Je ne crois pas que le Modem se "ralliera" au PS. Si le Modem a envie de s'allier au PS, il posera ses conditions, ce qui est légitime. Mais c'est bien ce qui pose problème : ça veut dire que le centre de gravité de la majorité municipale se déplacera vers la droite. Des gens qui ont été les adjoints de Tiberi (comme Bariani) ou qui ont été candidats sur les listes de l'UMP en 2001 (comme de Sarnez) ne vont pas devenir de gauche tout à coup. Je ne crois pas que cette évolution de la majorité vers la droite soit ce que veulent les électeurs de gauche qui s'apprêtent à voter pour les listes Delanoë. C'est pour ça que nous les invitons à peser dès le premier tour pour éviter une telle évolution en votant pour la liste Verte.

OlieRolie : beaucoup de problèmes qui se posent pour de Paris se posent en fait à l'échelle de toute l'aglomération parisienne (pollution, transport).
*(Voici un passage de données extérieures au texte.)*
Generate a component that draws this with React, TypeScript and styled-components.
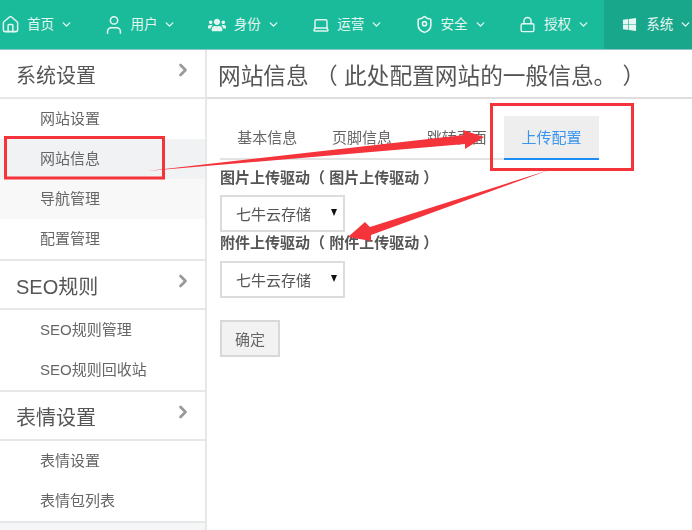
import * as React from "react"
import styled, { createGlobalStyle } from "styled-components"
import { ChevronDown, ChevronRight, House, Laptop, Lock, User } from "lucide-react"
import { FaUsers, FaWindows } from "react-icons/fa"

const GlobalStyle = createGlobalStyle`
  html, body {
    margin: 0;
    padding: 0;
    background: #fff;
  }
  * {
    box-sizing: border-box;
  }
  body {
    font-family: "Liberation Sans", "Noto Sans CJK SC", sans-serif;
    overflow: hidden;
  }
`

const Page = styled.div`
  position: relative;
  width: 692px;
  height: 530px;
  overflow: hidden;
  filter: blur(0.35px);
`

const TopBar = styled.nav`
  display: flex;
  height: 50px;
  background: #1abb9a;
  border-bottom: 1px solid #8fc4c9;
`

const NavItem = styled.div<{ $active?: boolean }>`
  display: flex;
  flex: none;
  align-items: center;
  width: ${(p) => (p.$active ? "88px" : "103.4px")};
  margin-left: ${(p) => (p.$active ? "-16px" : "0")};
  padding-left: ${(p) => (p.$active ? "18px" : "3px")};
  background: ${(p) => (p.$active ? "#18a78a" : "transparent")};
  color: #e4f6f2;
  font-size: 13.5px;
`

const NavIcon = styled.span`
  display: flex;
  flex: none;
  justify-content: center;
  width: 15px;
  margin-right: 9px;

  svg {
    flex: none;
  }
`

const NavLabel = styled.span`
  flex: none;
  width: 27px;
  margin-top: -4px;
  margin-right: 6px;
  white-space: nowrap;
`

const Body = styled.div`
  display: flex;
  height: 480px;
`

const Sidebar = styled.aside`
  flex: none;
  width: 207px;
  border-right: 2px solid #e7e7e7;
`

const GroupTitle = styled.div`
  display: flex;
  align-items: center;
  justify-content: space-between;
  height: 49px;
  padding: 2px 15px 0 16px;
  border-bottom: 2px solid #e7e7e7;
  color: #555;
  font-size: 20px;
`

const GroupArrow = styled(ChevronRight)`
  margin-top: -10px;
  margin-right: -3px;
  color: #999;
`

const SideList = styled.div`
  border-bottom: 2px solid #e7e7e7;
`

const SideItem = styled.div<{ $tone?: string }>`
  height: 40px;
  padding-left: 40px;
  background: ${(p) => p.$tone || "#fff"};
  color: #666;
  font-size: 15px;
  line-height: 40px;
`

const SideRest = styled.div`
  height: 20px;
  background: #f5f6f7;
`

const Content = styled.main`
  flex: 1;
  min-width: 0;
`

const PageHeader = styled.div`
  height: 49px;
  padding-left: 11px;
  border-bottom: 2px solid #dedede;
  color: #555;
  font-size: 22.7px;
  line-height: 52px;
  white-space: pre;
`

const Panel = styled.div`
  padding: 17px 0 0 13px;
`

const Tabs = styled.div`
  display: inline-flex;
  height: 44px;
  border-bottom: 2px solid #e2e2e2;
`

const Tab = styled.div<{ $active?: boolean }>`
  width: ${(p) => (p.$active ? "95px" : "94.7px")};
  height: 44px;
  padding-top: 1px;
  background: ${(p) => (p.$active ? "#eeeeee" : "transparent")};
  border-bottom: 2px solid ${(p) => (p.$active ? "#1c8df2" : "transparent")};
  color: ${(p) => (p.$active ? "#3a95f0" : "#666")};
  font-size: 15px;
  line-height: 41px;
  text-align: center;
`

const FieldLabel = styled.label`
  display: block;
  height: 28px;
  color: #555;
  font-size: 15px;
  font-weight: 700;
  line-height: 22px;
  white-space: pre;
`

const SelectWrap = styled.div`
  position: relative;
  width: 125px;
  height: 37px;

  &::after {
    position: absolute;
    top: 14px;
    right: 8px;
    border-top: 7px solid #111;
    border-right: 3.5px solid transparent;
    border-left: 3.5px solid transparent;
    content: "";
  }
`

const Select = styled.select`
  display: block;
  width: 100%;
  height: 100%;
  padding: 2px 0 0 14px;
  appearance: none;
  background: #fff;
  border: 2px solid #dcdcdc;
  border-radius: 0;
  color: #555;
  font-family: inherit;
  font-size: 15px;
`

const Field = styled.div`
  padding-top: 7px;

  & + & {
    padding-top: 0;

    ${FieldLabel} {
      height: 29px;
    }
  }
`

const SubmitButton = styled.button`
  display: block;
  width: 60px;
  height: 37px;
  margin-top: 22px;
  padding: 0;
  background: #f2f2f2;
  border: 2px solid #d8d8d8;
  border-radius: 0;
  color: #666;
  font-family: inherit;
  font-size: 15px;
`

const Annotations = styled.svg`
  position: absolute;
  top: 0;
  left: 0;
  pointer-events: none;
`

const ShieldIcon = () => (
  <svg
    width="19"
    height="19"
    viewBox="0 0 24 24"
    fill="none"
    stroke="currentColor"
    strokeWidth="2"
    strokeLinejoin="round"
  >
    <path d="M20 13c0 5-3.5 7.5-7.66 8.95a1 1 0 0 1-.67-.01C7.5 20.5 4 18 4 13V6a1 1 0 0 1 1-1c2 0 4.5-1.2 6.24-2.72a1.17 1.17 0 0 1 1.52 0C14.51 3.81 17 5 19 5a1 1 0 0 1 1 1z" />
    <circle cx="12" cy="11" r="2.6" />
  </svg>
)

const navItems = [
  { label: "首页", icon: <House size={19} strokeWidth={1.9} /> },
  { label: "用户", icon: <User size={22} strokeWidth={1.7} /> },
  { label: "身份", icon: <FaUsers size={18} /> },
  { label: "运营", icon: <Laptop size={18} strokeWidth={1.9} /> },
  { label: "安全", icon: <ShieldIcon /> },
  { label: "授权", icon: <Lock size={17} strokeWidth={2} /> },
]

const Group = ({
  title,
  items,
  tones = {},
}: {
  title: string
  items: string[]
  tones?: Record<string, string>
}) => (
  <>
    <GroupTitle>
      {title}
      <GroupArrow size={20} strokeWidth={3.2} />
    </GroupTitle>
    <SideList>
      {items.map((item) => (
        <SideItem key={item} $tone={tones[item]}>
          {item}
        </SideItem>
      ))}
    </SideList>
  </>
)

const App = () => (
  <Page>
    <GlobalStyle />
    <TopBar>
      {navItems.map((item) => (
        <NavItem key={item.label}>
          <NavIcon>{item.icon}</NavIcon>
          <NavLabel>{item.label}</NavLabel>
          <ChevronDown size={13} strokeWidth={2.6} />
        </NavItem>
      ))}
      <NavItem $active>
        <NavIcon>
          <FaWindows size={15} />
        </NavIcon>
        <NavLabel>系统</NavLabel>
        <ChevronDown size={13} strokeWidth={2.6} />
      </NavItem>
    </TopBar>
    <Body>
      <Sidebar>
        <Group
          title="系统设置"
          items={["网站设置", "网站信息", "导航管理", "配置管理"]}
          tones={{ 网站信息: "#f1f2f4", 导航管理: "#f8f8f8" }}
        />
        <Group title="SEO规则" items={["SEO规则管理", "SEO规则回收站"]} />
        <Group title="表情设置" items={["表情设置", "表情包列表"]} />
        <SideRest />
      </Sidebar>
      <Content>
        <PageHeader>网站信息 （ 此处配置网站的一般信息。 ）</PageHeader>
        <Panel>
          <Tabs>
            <Tab>基本信息</Tab>
            <Tab>页脚信息</Tab>
            <Tab>跳转页面</Tab>
            <Tab $active>上传配置</Tab>
          </Tabs>
          <Field>
            <FieldLabel>图片上传驱动（ 图片上传驱动 ）</FieldLabel>
            <SelectWrap>
              <Select defaultValue="qiniu">
                <option value="qiniu">七牛云存储</option>
              </Select>
            </SelectWrap>
          </Field>
          <Field>
            <FieldLabel>附件上传驱动（ 附件上传驱动 ）</FieldLabel>
            <SelectWrap>
              <Select defaultValue="qiniu">
                <option value="qiniu">七牛云存储</option>
              </Select>
            </SelectWrap>
          </Field>
          <SubmitButton>确定</SubmitButton>
        </Panel>
      </Content>
    </Body>
    <Annotations width="692" height="530" viewBox="0 0 692 530">
      <rect x="5.5" y="137.5" width="158" height="40.5" fill="none" stroke="#f5333a" strokeWidth="3" />
      <rect x="491.5" y="104.5" width="141" height="65" fill="none" stroke="#f5333a" strokeWidth="3" />
      <polygon points="147,171 464,135 463,130 484,137 465,149 465,144" fill="#f5333a" />
      <polygon points="549,170 370,227 365,222 348,237 371,241 371,235" fill="#f5333a" />
    </Annotations>
  </Page>
)

export default App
Comment envisagez-vous l'intégration et le rôle de Paris dans une future communauté d'agglomérations?
Vous avez raison : il faut construire cette agglomération. Mais nous ne voulons pas que ça soit simplement un mécano institutionnel. Il faut lui donner du sens au travers de grandes ambitions. Nous proposons que cela soit les transports (la rocade de métro et la transformation du périphérique pour supprimer cette muraille entre Paris et ses voisins), la redistribution des richesses entre quartiers riches et quartiers pauvres par une fiscalité commune, et le rééquilibrage du territoire en faisant du logement là où il y a aujourd'hui surtout de l'emploi, et de l'emploi là où il y a aujourd'hui surtout du logement. Pour faire cela, il faut une intercommunalité qui soit équilibrée entre ses composantes, et qui soit légitime en élisant ses dirigeant au suffrage universel.